I have been a fan of Better Place and their unique model around electric vehicles since I watched Shai Agassi’s presentation at the DLD conference in January 2008.

If you are unfamiliar with the Better Place model, they looked at the idea of electric vehicles and people’s ‘range anxiety’ and asked how best to solve it. Their plan, put charging stations anywhere people park and build cars (or have a partner build cars) with readily swappable batteries, so if you are traveling beyond the range of the battery in your car, you drop into a swap station when your battery starts to be depleted, swap batteries and drive on. Simple!

In the Better Place business model, Better Place owns the battery in your car and charges you for the energy your battery uses – similar to how a mobile phone company charges you for minutes talktime.

Being a fan of the Better Place model I watched Shai’s talk at the TED conference earlier this year with great interest and he didn’t disappoint.

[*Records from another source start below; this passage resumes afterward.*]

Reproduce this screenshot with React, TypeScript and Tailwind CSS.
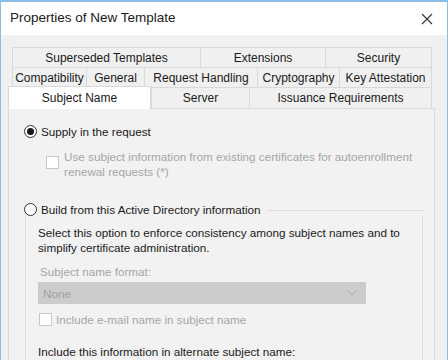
import React from 'react';

const font = { fontFamily: '"Segoe UI", "Liberation Sans", Arial, sans-serif' };

const Tab = ({ label, w }: { label: string; w: string }) => (
  <div className={`${w} h-full flex items-center justify-center border-t border-l border-[#d9d9d9] last:border-r text-[12px] text-[#1a1a1a] bg-[#f0f0f0] leading-none`}>
    {label}
  </div>
);

const Radio = ({ checked }: { checked?: boolean }) => (
  <span className="w-[13px] h-[13px] rounded-full border border-[#333] bg-white flex items-center justify-center shrink-0">
    {checked && <span className="w-[7px] h-[7px] rounded-full bg-[#1a1a1a]" />}
  </span>
);

const Check = () => (
  <span className="block w-[13px] h-[13px] border border-[#c8c8c8] bg-white shrink-0" />
);

export default function App() {
  return (
    <div style={font} className="w-[448px] h-[360px] overflow-hidden bg-[#f0f0f0] border-t-2 border-x border-[#8cbde9] flex flex-col">
      {/* Title bar */}
      <div className="h-[33px] bg-white flex items-center justify-between pl-[9px] pr-[12px] shrink-0">
        <span className="text-[13.5px] text-[#1a1a1a]">Properties of New Template</span>
        <svg width="12" height="12" viewBox="0 0 12 12" className="mr-[2px]">
          <path d="M1 1L11 11M11 1L1 11" stroke="#333" strokeWidth="1.1" />
        </svg>
      </div>

      <div className="flex-1 pl-[7px] pr-[12px] pt-[12px]">
        {/* Tab rows */}
        <div className="pl-[4px] pr-[2px]">
          <div className="flex h-[20px]">
            <Tab label="Superseded Templates" w="w-[188px]" />
            <Tab label="Extensions" w="w-[125px]" />
            <Tab label="Security" w="w-[107px]" />
          </div>
          <div className="flex h-[20px]">
            <Tab label="Compatibility" w="w-[74px]" />
            <Tab label="General" w="w-[58px]" />
            <Tab label="Request Handling" w="w-[113px]" />
            <Tab label="Cryptography" w="w-[82px]" />
            <Tab label="Key Attestation" w="w-[93px]" />
          </div>
        </div>
        <div className="flex h-[21px] items-end pr-[2px]">
          <div className="w-[143px] h-[23px] -mb-[1px] relative z-10 bg-white border-t border-x border-[#d9d9d9] flex items-center justify-center text-[12px] text-[#1a1a1a]">
            Subject Name
          </div>
          <Tab label="Server" w="w-[98px]" />
          <Tab label="Issuance Requirements" w="w-[183px]" />
        </div>

        {/* Panel */}
        <div className="border border-[#d9d9d9] bg-[#f2f2f2] h-[260px] pl-[15px] pr-[11px] pt-[15px] text-[11.7px] leading-[15px]">
          <div className="flex items-center gap-[4px] text-[#1a1a1a]">
            <Radio checked />
            <span>Supply in the request</span>
          </div>
          <div className="flex items-start gap-[5px] pl-[22px] mt-[10px] text-[#a6a6a6]">
            <span className="mt-[7px]"><Check /></span>
            <span>Use subject information from existing certificates for autoenrollment<br />renewal requests (*)</span>
          </div>

          <div className="mt-[23px] flex items-center">
            <div className="flex items-center gap-[4px] text-[#1a1a1a] shrink-0 pr-[6px]">
              <Radio />
              <span>Build from this Active Directory information</span>
            </div>
            <div className="flex-1 border-t border-[#dcdcdc] mt-[1px]" />
          </div>
          <div className="ml-[1px] border-l border-r border-[#dcdcdc] pl-[12px] pr-[10px] pt-[8px] h-[160px]">
            <div className="text-[#1a1a1a]">
              Select this option to enforce consistency among subject names and to<br />simplify certificate administration.
            </div>
            <div className="text-[#a6a6a6] mt-[9px] pl-[2px]">Subject name format:</div>
            <div className="mt-[3px] w-[328px] h-[22px] bg-[#cccccc] flex items-center justify-between pl-[5px] pr-[9px] text-[#a0a0a0]">
              <span>None</span>
              <svg width="10" height="6" viewBox="0 0 10 6">
                <path d="M0.5 0.5L5 5L9.5 0.5" fill="none" stroke="#aaaaaa" strokeWidth="1" />
              </svg>
            </div>
            <div className="flex items-center gap-[4px] mt-[8px] pl-[1px] text-[#a6a6a6]">
              <Check />
              <span>Include e-mail name in subject name</span>
            </div>
            <div className="mt-[17px] text-[#1a1a1a]">Include this information in alternate subject name:</div>
          </div>
        </div>
      </div>
    </div>
  );
}
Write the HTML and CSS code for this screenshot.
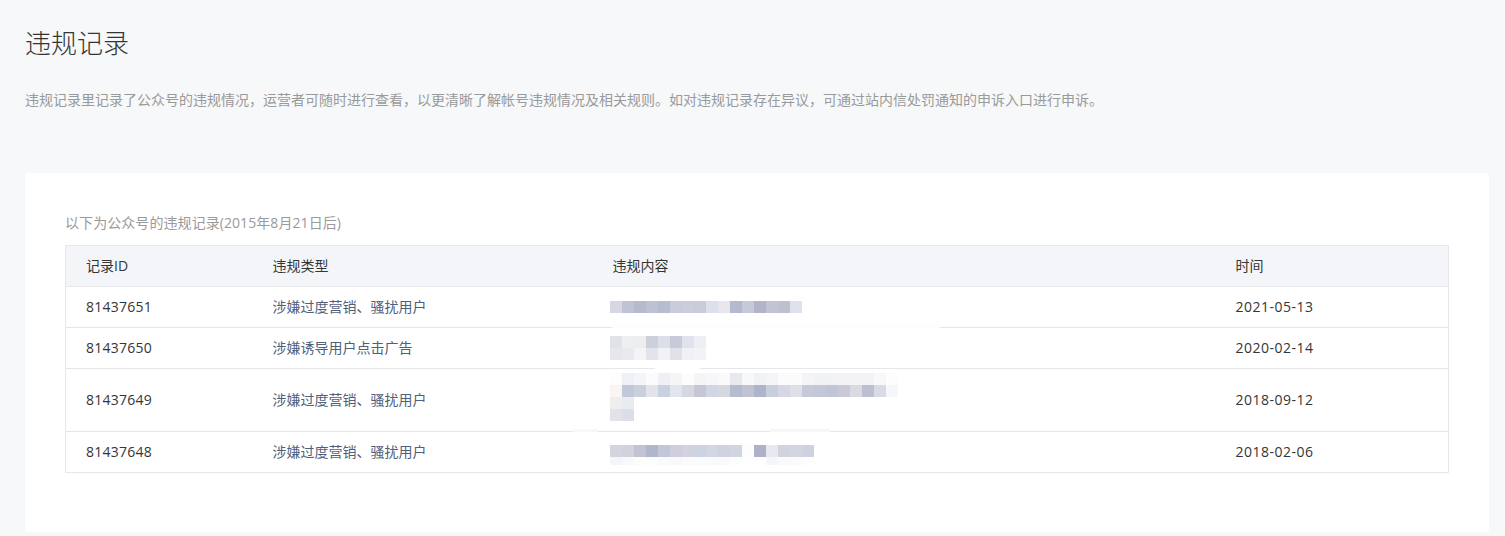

A very inspirational talk. Until you start to do the maths!

Shai mentioned a price of 8c per mile (in the US) for driving a Better Place car. Frankly this sounds expensive to me.

I filled the tank in my car yesterday and took a note of the price. It was €0.948 per litre. Now my maths are not the best so bear with me while I work through this (and please do point out any errors in the comments – I want to be proven wrong on this!).

I use 5.1 litres per 100 km in my car so to drive 100km costs me €4.8348 (5.1 x €0.948).
This is €0.048 per km (€4.83/100).
This is €0.077 per mile (€0.048/.625).
This is US$0.10 per mile at today’s currency conversion rate.

If my current miles are costing me US$0.10 per mile and Shai is offering miles at US$0.08 it is not a hugely compelling case he’s making!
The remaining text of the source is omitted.